Who: Federal Trade Commission (the “FTC”)
Where: US
When: 3 September 2015
Law stated as at: 3 November 2015
What happened:
In 2012, the FTC surveyed developers of apps for children. The survey asked: what information was collected through their app; who was the information shared with; and what information do parents receive about the developer’s privacy practices?
The survey produced two reports (Mobile Apps for Kids: Current Privacy Disclosures are Disappointing and Mobile Apps for Kids: Disclosures Still Not Making the Grade) and found that only 20% of the apps reviewed had a privacy policy available for parents to read before downloading the app. This meant that parents had to download (and where relevant, pay for) the app before finding out what information may be collected.
Three years on, the FTC has revisited the subject with the Global Privacy Enforcement Network (a coalition of international privacy enforcement authorities, including the FTC) by reviewing 364 apps for children in the Apple App Store and Google Play. The FTC reviewed the disclosures available about the privacy practices and other interactive features, such as linking to social media. The FTC also downloaded the apps to examine the data collection and sharing practices.

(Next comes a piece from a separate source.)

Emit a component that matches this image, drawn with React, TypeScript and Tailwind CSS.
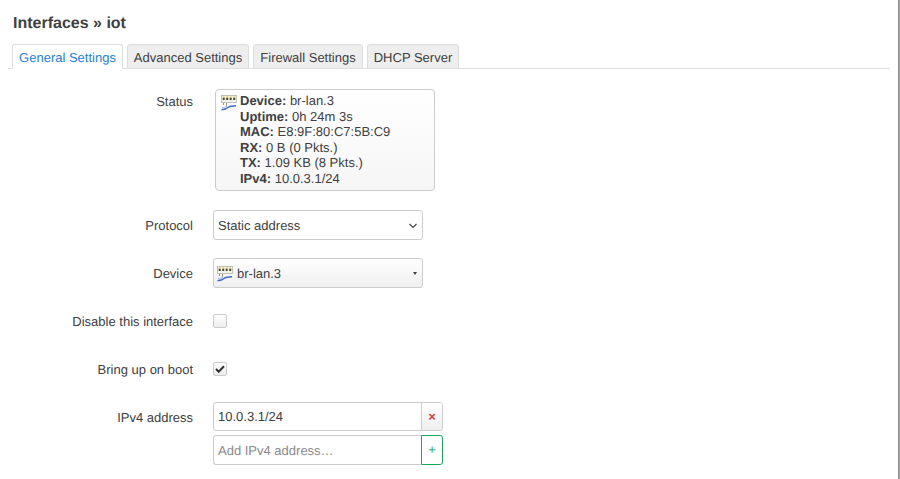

The survey found that 164 (45%) of the 364 apps for children have privacy policies available for review before downloading. Although this is over double the percentage from three years ago, this still means that parents do not have easy access to privacy policies for the majority of apps available for children. 38 of the apps had privacy policies available in other places, such as within the actual app or on the website of the app developer. The FTC concluded that such information is difficult for parents to find and therefore unlikely to be useful to them.
In addition, 48 of the total 364 reviewed apps had, as preferred by the FTC, short form disclosures in their app descriptions about sharing personal information with third parties, the use of persistent identifiers, in-app purchases, social media integration and/or advertising.
The FTC believes the improved findings may be due to the release of the FTC’s Children’s Online Privacy Protection Rule in January 2013. This widened the definition of children’s personal information to include location, photos, videos, audio recordings and cookies.
In addition, both the Apple App Store and Google Play now provide specific spaces on their app promotion pages for privacy disclosures and the Apple App Store’s ‘Kids’ section requires apps in that group to have a direct link to their privacy policy. Furthermore, in 2012, California made an agreement with major mobile platform providers, which requires all apps to have a privacy policy available to consumers before downloading.
Why this matters:
Over the past three years, there has been an increased awareness in both the US and the UK, of personal data, privacy and the need to protect children using apps on smartphones. However the FTC survey indicates that there is still some way to go on the part of US app developers and one suspects that a similar exercise in the UK would not necessarily lead to more encouraging results.